その他、シンプルなコマンド選択式でありながら、3Dフィールドで展開する臨場感溢れるバトルシステム、総合的なゲームバランスも見事な出来。特にバランス周りは謎解きとバトルも含めて絶妙で、いわゆる「悪戯にボタンを連打すればOK」といういい加減な難易度になってないのが秀逸。昔ながらのRPGの楽しさを演出している。ただ、昔ながら…らしく、一部戦闘にてやや崩壊気味なところ(雑魚敵に極端に強いものがいたりなど)もあり、手放しに褒められないところがあるのも事実。エンカウント率も総じてキャンセルシステムがあるにしても少し高めで、若干、煩わしさも演出してしまってるのがちょっと残念だ。バトルシステムも少しテンポが悪い(オプションで展開スピードを最高にしてようやくまともなテンポになる)のがちょっと惜しい。
また、グラフィックも背景や地形などのモデリングは素晴らしいのだが如何せん、キャラクターのモデリングがちと「ゴツい」のがタマにキズ(汗)。主として人間キャラ全般なのだが、もう少し柔らかいものにできなかったのか、悔やまれるところである。ただ、ゲームプレイに支障を与えるほどではないのがせめてもの救い。遊んでいけば魅力的なシナリオも相まって、徐々に気にならなくなっていくのでそこは安心して頂きたい。神経質な方は別だけど…。
それ対し、音楽は文句無しの素晴らしさ!「今作はこれの為に買っても損はしない」と言っても良いほど、素晴らしい楽曲の数々が沢山用意されている。荒野の世界観を思わせるテイストと、「熱さ」が絶妙に融合したその曲には、誰もが耳を奪われてしまうだろう。特に戦闘系の曲は強烈で、ジェーン専用戦闘曲、ブーメラン&ルシエド戦、ゼット戦、ゴーレム戦、そしてレディ・ハーケン戦の五曲は要チェック。うち、ハーケン戦の曲はあまりにもメロディが強烈であるが故、人によっては耳から離れなくなったりする…かもしれない。念のため、ご注意を。

ボリュームもメインが40時間以上、サブイベントも含めれば60〜80時間以上と盛り沢山。長めでありながらも、飽きさせない工夫もしっかりしているので、ダレることもほぼ無し。その見事なバランス感覚には脱帽の一言である。

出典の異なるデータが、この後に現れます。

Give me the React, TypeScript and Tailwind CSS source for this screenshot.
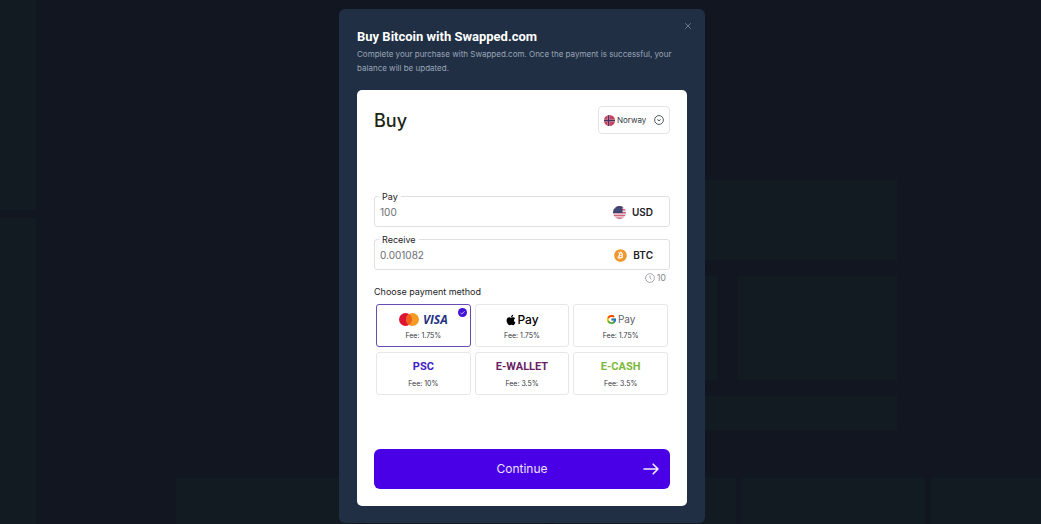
import { useState } from "react";
import type { ReactNode } from "react";
import { X } from "lucide-react";
import { FaApple, FaBitcoin } from "react-icons/fa";
import { FcGoogle } from "react-icons/fc";

function NorwayFlag() {
  return (
    <svg viewBox="0 0 24 24" className="size-[11px]" aria-hidden="true">
      <clipPath id="norway-clip">
        <circle cx="12" cy="12" r="12" />
      </clipPath>
      <g clipPath="url(#norway-clip)">
        <rect width="24" height="24" fill="#c9405c" />
        <path d="M0 12h24M10 0v24" stroke="#e3a9b8" strokeWidth="5" />
        <path d="M0 12h24M10 0v24" stroke="#4b2f5e" strokeWidth="3" />
      </g>
    </svg>
  );
}

function UsFlag() {
  return (
    <svg viewBox="0 0 26 26" className="size-[13px]" aria-hidden="true">
      <clipPath id="us-clip">
        <circle cx="13" cy="13" r="13" />
      </clipPath>
      <g clipPath="url(#us-clip)">
        <rect width="26" height="26" fill="#f0dfe6" />
        <path d="M0 1.5h26M0 7.5h26M0 13.5h26M0 19h26M0 24.5h26" stroke="#d0667c" strokeWidth="2.6" />
        <rect width="19" height="14" fill="#3a4270" />
        <path d="M4 5h13M3 9h14" stroke="#7d85ad" strokeWidth="1" strokeDasharray="1.5 2.5" />
      </g>
    </svg>
  );
}

function CircleChevron() {
  return (
    <svg viewBox="0 0 20 20" className="size-[10px]" fill="none" stroke="#3a3f46" aria-hidden="true">
      <circle cx="10" cy="10" r="8.8" strokeWidth="1.7" />
      <path d="M6.8 9.2l3.2 2.2 3.2-2.2" strokeWidth="1.9" />
    </svg>
  );
}

function Clock() {
  return (
    <svg viewBox="0 0 20 20" className="size-[10px]" fill="none" stroke="#8d9094" strokeWidth="1.5" aria-hidden="true">
      <circle cx="10" cy="10" r="8.8" />
      <path d="M10 4.5V10l3 2.5" />
    </svg>
  );
}

function LongArrow() {
  return (
    <svg
      viewBox="0 0 16 12"
      className="absolute right-[11px] h-3 w-4"
      fill="none"
      stroke="#f4efff"
      strokeWidth="1.6"
      strokeLinecap="round"
      strokeLinejoin="round"
      aria-hidden="true"
    >
      <path d="M1 6h14M10.2 1.2L15 6l-4.8 4.8" />
    </svg>
  );
}

function CardLogos() {
  return (
    <>
      <svg viewBox="0 0 40 26" className="h-[13px] w-5" aria-hidden="true">
        <circle cx="13" cy="13" r="13" fill="#dc1530" />
        <circle cx="27" cy="13" r="13" fill="#f59a23" />
        <path d="M20 2.05a13 13 0 0 1 0 21.9a13 13 0 0 1 0-21.9z" fill="#f2601f" />
      </svg>
      <span className="font-['Open_Sans',sans-serif] text-[12px] font-bold italic text-[#1f3482]">VISA</span>
    </>
  );
}

function CheckBadge() {
  return (
    <svg viewBox="0 0 20 20" className="absolute right-[3px] top-[3px] size-[9px]" aria-hidden="true">
      <circle cx="10" cy="10" r="10" fill="#4312d8" />
      <path d="M5.5 10.8l3 2.7 6-6.3" fill="none" stroke="#d9cffa" strokeWidth="2" />
    </svg>
  );
}

type Method = { id: string; fee: string; logo: ReactNode };

const methods: Method[] = [
  { id: "card", fee: "1.75%", logo: <CardLogos /> },
  {
    id: "apple",
    fee: "1.75%",
    logo: (
      <span className="flex items-center text-[12px] font-medium text-black">
        <FaApple className="size-3" />
        Pay
      </span>
    ),
  },
  {
    id: "google",
    fee: "1.75%",
    logo: (
      <span className="flex items-center gap-px text-[10px] text-[#5f6368]">
        <FcGoogle className="size-[11px]" />
        Pay
      </span>
    ),
  },
  {
    id: "psc",
    fee: "10%",
    logo: <span className="font-['Roboto',sans-serif] text-[11px] font-bold text-[#3f1dc4]">PSC</span>,
  },
  {
    id: "wallet",
    fee: "3.5%",
    logo: <span className="font-['Roboto',sans-serif] text-[11px] font-bold text-[#6a1f63]">E-WALLET</span>,
  },
  {
    id: "cash",
    fee: "3.5%",
    logo: <span className="font-['Roboto',sans-serif] text-[11px] font-bold text-[#7cb83a]">E-CASH</span>,
  },
];

function AmountField(props: { id: string; label: string; value: string; currency: string; icon: ReactNode }) {
  const [value, setValue] = useState(props.value);
  return (
    <div className="relative flex h-[31px] items-center rounded-[3px] border border-[#dfe0e3] pl-[5px] pr-4 pt-px">
      <label
        htmlFor={props.id}
        className="absolute -top-[6px] left-1 bg-white px-[3px] text-[9px] leading-3 text-[#1d2126]"
      >
        {props.label}
      </label>
      <input
        id={props.id}
        value={value}
        onChange={(e) => setValue(e.target.value)}
        inputMode="decimal"
        className="min-w-0 flex-1 bg-transparent text-[10px] text-[#6a6d72] outline-none"
      />
      <button type="button" className="flex items-center gap-1.5 text-[10px] font-semibold text-[#1d2126]">
        {props.icon}
        {props.currency}
      </button>
    </div>
  );
}

function Backdrop() {
  return (
    <div className="flex [grid-area:1/1]" aria-hidden="true">
      <div className="flex w-9 flex-col gap-2">
        <div className="h-[210px] bg-[#121a22]" />
        <div className="flex-1 bg-[#121a22]" />
      </div>
      <div className="flex flex-1 flex-col justify-end pl-[140px]">
        <div className="mb-12 mr-[144px] flex w-[220px] flex-col gap-4 self-end">
          <div className="h-20 bg-[#121a22]" />
          <div className="flex h-[104px] gap-5">
            <div className="w-10 bg-[#121a22]" />
            <div className="flex-1 bg-[#121a22]" />
          </div>
          <div className="h-[34px] bg-[#121a22]" />
        </div>
        <div className="grid h-[46px] grid-cols-[1fr_1fr_1fr_1fr_110px] gap-1.5">
          <div className="bg-[#121a22]" />
          <div className="bg-[#121a22]" />
          <div className="bg-[#121a22]" />
          <div className="bg-[#121a22]" />
          <div className="bg-[#121a22]" />
        </div>
      </div>
    </div>
  );
}

export default function App() {
  const [method, setMethod] = useState("card");
  return (
    <div className="grid min-h-screen bg-[#111620] font-['Inter',sans-serif]">
      <Backdrop />
      <div className="z-10 flex items-start justify-center pl-[3px] pt-[9px] [grid-area:1/1]">
        <section
          role="dialog"
          aria-labelledby="dialog-title"
          className="relative w-full max-w-[366px] rounded-md bg-[#202f44] px-[18px] pb-[17px] pt-[18px]"
        >
          <button type="button" aria-label="Close" className="absolute right-3 top-3 text-[#7c8797]">
            <X className="size-[10px]" strokeWidth={2} />
          </button>
          <h1
            id="dialog-title"
            className="font-['Roboto',sans-serif] text-[13px] font-bold leading-5 text-white"
          >
            Buy Bitcoin with Swapped.com
          </h1>
          <p className="pr-3 text-[8px] leading-[14px] text-[#9aa6b7]">
            Complete your purchase with Swapped.com. Once the payment is successful, your balance will be updated.
          </p>

          <form
            onSubmit={(e) => e.preventDefault()}
            className="mt-[15px] rounded-[5px] bg-white px-[17px] pb-[17px] pt-4"
          >
            <div className="flex items-center justify-between">
              <h2 className="text-[18px] font-medium text-[#1c2413]">Buy</h2>
              <div className="relative flex h-7 w-[72px] items-center rounded-sm border border-[#e3e4e7]">
                <span className="pointer-events-none absolute left-[5px]">
                  <NorwayFlag />
                </span>
                <select
                  aria-label="Country"
                  className="h-full w-full appearance-none bg-transparent pl-[18px] text-[8px] text-[#33373c] outline-none"
                >
                  <option>Norway</option>
                </select>
                <span className="pointer-events-none absolute right-[5px]">
                  <CircleChevron />
                </span>
              </div>
            </div>

            <div className="mt-[62px] grid gap-3">
              <AmountField id="pay" label="Pay" value="100" currency="USD" icon={<UsFlag />} />
              <AmountField
                id="receive"
                label="Receive"
                value="0.001082"
                currency="BTC"
                icon={<FaBitcoin className="size-[13px] text-[#f0982f]" />}
              />
            </div>
            <div className="mt-0.5 flex items-center justify-end gap-0.5 pr-1 text-[9px] leading-3 text-[#85888c]">
              <Clock />
              10
            </div>

            <fieldset>
              <legend className="pt-0.5 text-[9px] leading-3 text-[#1d2126]">Choose payment method</legend>
              <div className="mx-0.5 mt-1.5 grid grid-cols-3 gap-x-1 gap-y-[5px]">
                {methods.map((m) => (
                  <label
                    key={m.id}
                    className="relative flex h-[43px] cursor-pointer flex-col items-center justify-center gap-0.5 rounded-[3px] border border-[#e6e7ea] pt-0.5 has-checked:border-[#6a4bb5]"
                  >
                    <input
                      type="radio"
                      name="method"
                      value={m.id}
                      checked={method === m.id}
                      onChange={() => setMethod(m.id)}
                      className="sr-only"
                    />
                    <span className="flex h-4 items-center gap-1">{m.logo}</span>
                    <span className="text-[7px] leading-3 text-[#33373c]">Fee: {m.fee}</span>
                    {method === m.id && <CheckBadge />}
                  </label>
                ))}
              </div>
            </fieldset>

            <button
              type="submit"
              className="relative mt-[54px] flex h-10 w-full items-center justify-center rounded-md bg-[#4a00e6] text-[12px] text-[#ebe2ff]"
            >
              Continue
              <LongArrow />
            </button>
          </form>
        </section>
      </div>
    </div>
  );
}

とは言え、エンカウント率の高さや操作性の癖の強さ、全体マップにおける『サーチシステム』による探索要素など、チラホラと欠点もあり、残念なところもチラホラ。
しかし、全体的にはそんな粗も含めて愛したくなるような魅力が詰まっており、独自の面白さと感動が盛り沢山のRPGに仕上げられている。やや癖が強くもあるが、遊んだプレイヤーに確実に「何か」を残してくれる、この『ワイルドアームズ アルターコード:F』。PS2を持っているRPG好きユーザーならば、是非ともプレイすべき傑作である。結構、臭いところもあるけど、冒険と感動満載の荒野の世界を体験してみましょう。お薦め。